Mary Lennox, Lapochka (Goldilocks), oil on linen, 47" x 54"
Phil Schirmer, Incoming, egg tempera, 20" x 24"
Phil Schirmer, Global Warming, egg tempera, 15" x 23"
Mary Lennox, Three Strange Angels (Sleeping Beauty), oil on linen, 52.5" x 42"

We are delighted to present an exhibition by Maine artists Mary Lennox and Phil Schirmer.  The show, entitled Close Encounters, will opens on Friday, July 6th with a gala Artists’ Reception from 5 – 8, featuring live music by Steve Lindsay and Friends.  The exhibit will run through August 1.

 The two artists, who are married to one another, are exhibiting in the Midcoast for the first time, in Mary’s case, and after a hiatus of several years, in Phil’s case.  Mary has exhibited regularly at Blue Hill’s Leighton Gallery and Phil, formerly a Rockland resident, exhibited at the Nan Mulford Gallery, where his shows frequently sold out. 

 Mary Lennox, who has also exhibited at the Touchstone Gallery in New York City,  presents a series of large oils on linen, each depicting a young girl’s close encounter with a wild creature.  The images evoke ancient fables.  “I have carried an old photograph with me since I was a little girl,” says the artist.  “In the photo I am crouching by the edge of a pond, reaching out to a beautiful white swan.  This is where this series of paintings began.  I realized it was the old story of the ugly duckling – the plain little girl reaching for beauty.  In these paintings, the girl faces her fears both literally and figuratively through the use of fairy tales – the old stories every little girl heard as a child.  I have had close encounters with each of the animals in the paintings…Now as I approach sixty years, the stories speak to me more than ever.”

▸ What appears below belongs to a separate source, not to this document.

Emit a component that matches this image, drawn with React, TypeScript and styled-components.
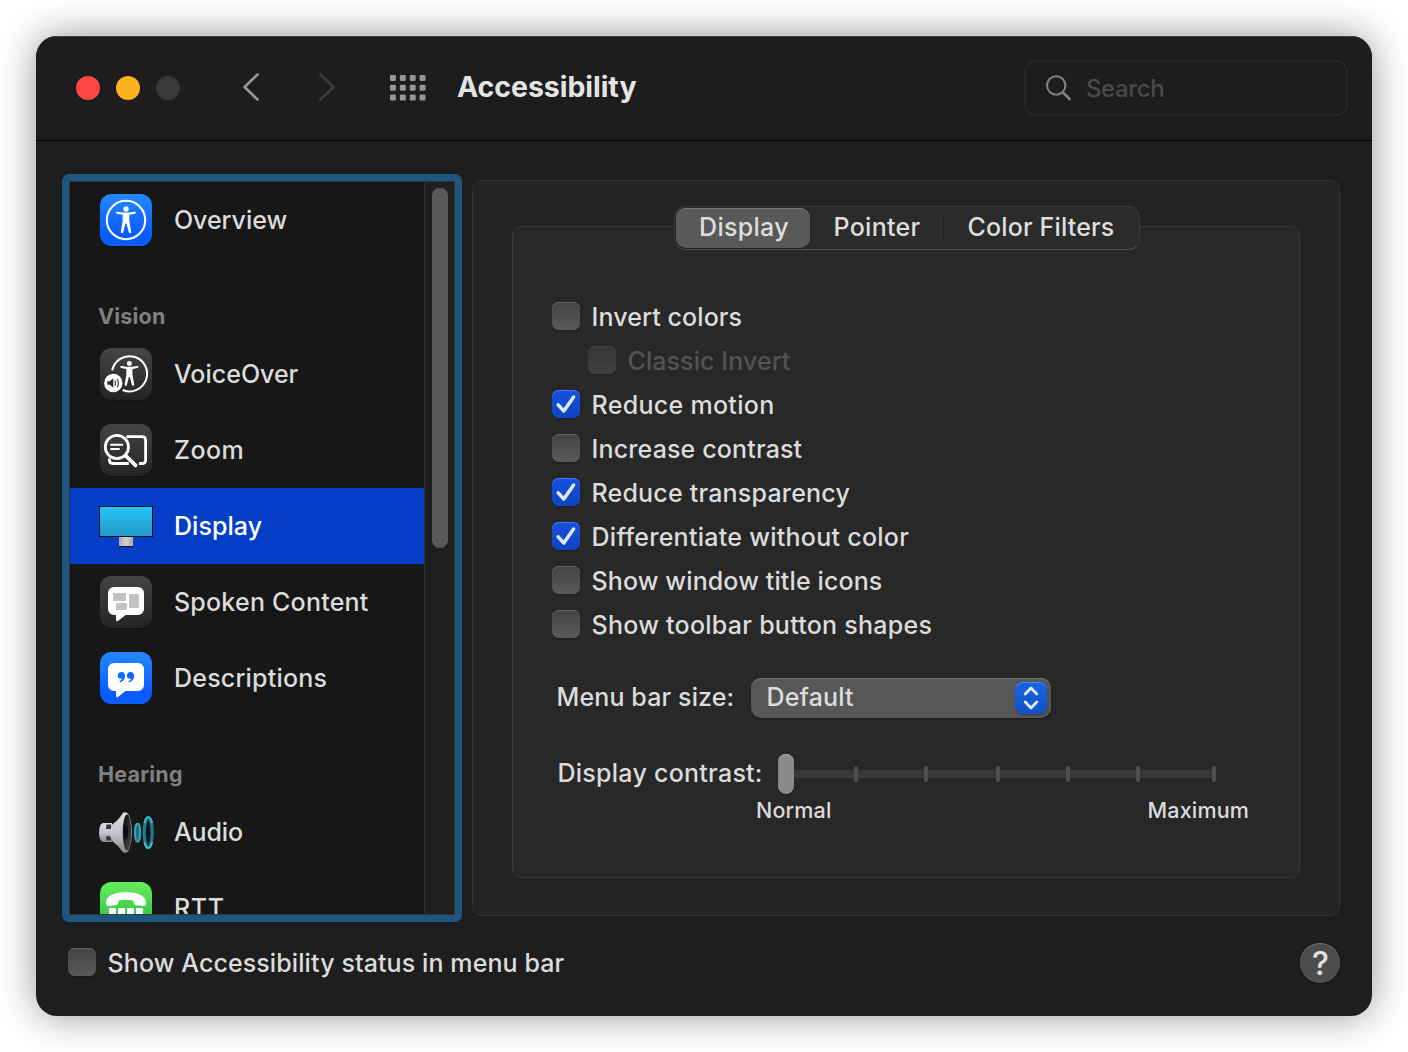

 Phil Schirmer has been painting in the demanding and ancient egg tempera medium for over twenty years.  He has shown his work in numerous solo shows and has participated in several exhibitions of egg tempera artists from around the world.  In 2009, his painting The Secret Gardener was a finalist in the Outwin Boochever portrait competition and was one of fifty paintings chosen from over three thousand entries nationwide to hang in the National Portrait Gallery in Washington DC.  For the Jonathan Frost Gallery show, Phil  presents four recent paintings of familiar birds – seagulls, a Canada goose, and a pigeon – encountering man made structures.  He says, “A gull might be aware of a strange structure on an island but wouldn’t question why it had no windows or doors.  Likewise, it’s hard to imagine a pigeon having an opinion of a yellow and red fire hydrant.  These paintings explore the interface between human and animal consciousness.”